Sexual harassment on campus is bad enough when it’s simply a matter of students.

But add a professor to the mix and now we have the real problem with campus sexual harassment — where the element of power creeps into the mix.

It’s the real reason higher ed officials should pay heed to the Weinstein case. And the Jaeger case at University of Rochester.

Hollywood mogul and young starlet? Academic advisor/professor and young grad student? In both equations is there really any difference when it comes to an abuse of power?

And yet how many people beyond those at the University of Rochester are aware of the federal complaint filed earlier this month against Jaeger?

According to the complaint: “Jaeger slept with so many students at UR or other institutions and made passes at so many others that his penchant for having sex with graduate students became well known among Ph.D.s and post-docs.”

And while some knew of Jaeger’s actions and tried to stop his rise at the university, they were overruled by a culture that continued to look the other way.

Sounds like just about every White male-dominated institution in America.

The University of Rochester is just the latest major case involving a professor and his students.

UC Berkeley in recent years has had a number of high-profile cases that have led to the ouster of professors and top administrators in recent years.

Mother Jones magazine reported that at least 19 UC-Berkeley employees were found to have violated the school’s sexual-harassment policy since 2011. Many involved powerful men and their students.

It’s not all that uncommon. According to research by the Association of American Universities, in 2015, an estimated 1 in 10 female graduate students at 27 large U.S. universities reported that faculty had sexually harassed them. More than 150,000 students responded.

The problem is as pervasive in the academic world as it is in Hollywood.

And now with the Weinstein case, there seems to be a real shift in public reaction to sexual harassment.

The outrage didn’t happen automatically with the Bill Cosby case. Nor as the election shows, it didn’t happen after the “p—- grabbing” comments of then-candidate Donald Trump.

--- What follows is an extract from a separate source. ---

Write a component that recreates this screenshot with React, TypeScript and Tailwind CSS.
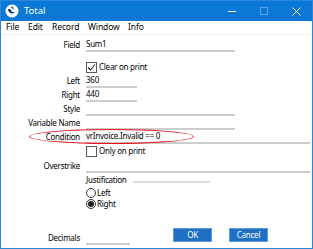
import React from "react";

const font = { fontFamily: '"Noto Sans", "Open Sans", sans-serif' };

function Row({
  label,
  children,
  className = "",
}: {
  label?: string;
  children?: React.ReactNode;
  className?: string;
}) {
  return (
    <div className={`flex items-center h-[14px] ${className}`}>
      <div className="w-[79px] shrink-0 text-right leading-none">{label}</div>
      <div className="ml-[6px] flex-1 flex items-center h-full">{children}</div>
    </div>
  );
}

function Line({ w, text }: { w: string; text?: string }) {
  return (
    <div className={`${w} h-[14px] border-b-2 border-[#cdcdcd] flex items-center leading-none`}>
      {text}
    </div>
  );
}

function Check({ label, checked }: { label: string; checked?: boolean }) {
  return (
    <div className="flex items-center gap-[2px] leading-none">
      <span className="w-[11px] h-[11px] border border-[#5a5a5a] flex items-center justify-center">
        {checked && (
          <svg width="9" height="9" viewBox="0 0 9 9">
            <path d="M1 4.5 L3.5 7 L8 1.5" fill="none" stroke="#222" strokeWidth="1.1" />
          </svg>
        )}
      </span>
      <span>{label}</span>
    </div>
  );
}

function Radio({ label, on }: { label: string; on?: boolean }) {
  return (
    <div className="flex items-center h-[11px] gap-[1px] leading-none">
      <span className="w-[10px] h-[10px] rounded-full border border-[#333] flex items-center justify-center">
        {on && <span className="w-[6px] h-[6px] rounded-full bg-[#222]" />}
      </span>
      <span>{label}</span>
    </div>
  );
}

export default function App() {
  return (
    <div
      className="relative w-[313px] h-[249px] border border-[#2a88dc] bg-white flex flex-col text-[8px] tracking-[-0.25px] text-black"
      style={font}
    >
      {/* title bar */}
      <div className="h-[20px] bg-[#0b78d6] flex items-center text-white shrink-0 tracking-normal">
        <svg className="ml-[4px]" width="14" height="14" viewBox="0 0 14 14">
          <circle cx="7" cy="7" r="6.5" fill="#fff" />
          <path d="M3 5 C3 10 9 11 11 7 C10 9 6 9 5.5 5 Z" fill="#12357a" />
          <path d="M6 3 L8 2.5 L8.5 6 Z" fill="#12357a" />
        </svg>
        <span className="ml-[5px] text-[9.5px] leading-none">Total</span>
        <div className="ml-auto flex items-center">
          <span className="w-[8px] h-[1px] bg-white mr-[24px]" />
          <span className="w-[8px] h-[8px] border border-[#5da6e6] mr-[24px]" />
          <svg className="mr-[11px]" width="9" height="9" viewBox="0 0 9 9">
            <path d="M0.5 0.5 L8.5 8.5 M8.5 0.5 L0.5 8.5" stroke="#fff" strokeWidth="1" />
          </svg>
        </div>
      </div>

      {/* menu bar */}
      <div className="h-[13px] flex items-center pl-[5px] text-[8.5px] tracking-[-0.1px] leading-none shrink-0">
        <span className="w-[22px]">File</span>
        <span className="w-[24px]">Edit</span>
        <span className="w-[36px]">Record</span>
        <span className="w-[40px]">Window</span>
        <span>Info</span>
      </div>
      <div className="h-[1px] bg-[#eeeeee] shrink-0" />

      {/* form */}
      <div className="flex flex-col pt-[3px]">
        <Row label="Field">
          <Line w="w-[149px]" text="Sum1" />
        </Row>
        <Row className="mt-[8px] h-[13px]">
          <Check label="Clear on print" checked />
        </Row>
        <Row label="Left">
          <Line w="w-[51px]" text="360" />
        </Row>
        <Row label="Right">
          <Line w="w-[51px]" text="440" />
        </Row>
        <Row label="Style">
          <Line w="w-[149px]" />
        </Row>
        <Row label="Variable Name">
          <Line w="w-[149px]" />
        </Row>
        <Row label="Condition">
          <Line w="w-[224px]" text="vrInvoice.Invalid == 0" />
        </Row>
        <Row>
          <Check label="Only on print" />
        </Row>
        <Row label="Overstrike" className="mt-[1px]">
          <Line w="w-[224px]" />
        </Row>
        <Row>
          <div className="flex items-center w-full">
            <span className="leading-none">Justification</span>
            <span className="ml-[6px] w-[77px] h-[2px] bg-[#dcdcdc] mt-[4px]" />
          </div>
        </Row>
        <div className="ml-[85px] flex flex-col">
          <Radio label="Left" />
          <Radio label="Right" on />
        </div>

        <div className="flex items-start mt-[19px]">
          <div className="flex items-center h-[14px] mt-[3px]">
            <div className="w-[79px] text-right leading-none">Decimals</div>
            <div className="ml-[6px]">
              <Line w="w-[44px]" />
            </div>
          </div>
          <button className="ml-[43px] w-[39px] h-[14px] bg-[#1f6fc2] border border-[#5b9be0] text-white leading-none">
            OK
          </button>
          <button className="ml-[17px] w-[39px] h-[14px] bg-[#1f6fc2] border border-[#5b9be0] text-white leading-none">
            Cancel
          </button>
        </div>
      </div>

      {/* red annotation ellipse */}
      <div className="absolute left-[28px] top-[128px] w-[165px] h-[15px] rounded-[50%] border-[1.5px] border-[#e8101a]" />
    </div>
  );
}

People were both in shock and disbelief about the once beloved Cosby. Even Trump (who has his followers) has been able to weather his “Access Hollywood” tape.

Through both episodes, society’s ambivalence has generally stayed intact.

But all that seems to be changing with Harvey Weinstein.

Whatever feelings have been bottled up and suppressed toward alleged famous sexual predators are now finally being released in massive doses.

In movie mogul Weinstein, society has found the perfect “bad guy.”

Rich, powerful, and White, Weinstein’s a privileged member of society, and a member of what passes for American royalty, the Hollywood elite.

He’s not a movie star. He’s a star maker who’s not loved enough by the general public to get a pass.

That gives everyone an excuse to unload.

Being a Democrat also makes him a special favorite of Fox News conservatives. From the news founder Roger Ailes to the prime anchor, Bill O’Reilly, to the top sports exec, Jamie Horowitz, Fox knows how deep sexual harassment runs in its own culture.  But aside from high-profile firings and money settlements, Fox didn’t quite show the kind of contrition I’d expect for the culture it created. That is, until they had a Democrat to kick around.

Democrats and liberals, in general, were reluctant at first to dump on Weinstein. He’s been a donor, a friend to the Obamas and the Clintons.

But finally even they had to distance themselves and denounce an old friend.

So far the only one I’ve seen say anything remotely in defense of Weinstein has been Woody Allen, who, of course, has his own issues.

Let’s hope the public’s Weinstein response is not lost on academia.

The University of Rochester case comes at a good time.

America finally seems ready to call a halt to the abusive behavior of powerful men toward women anywhere in society.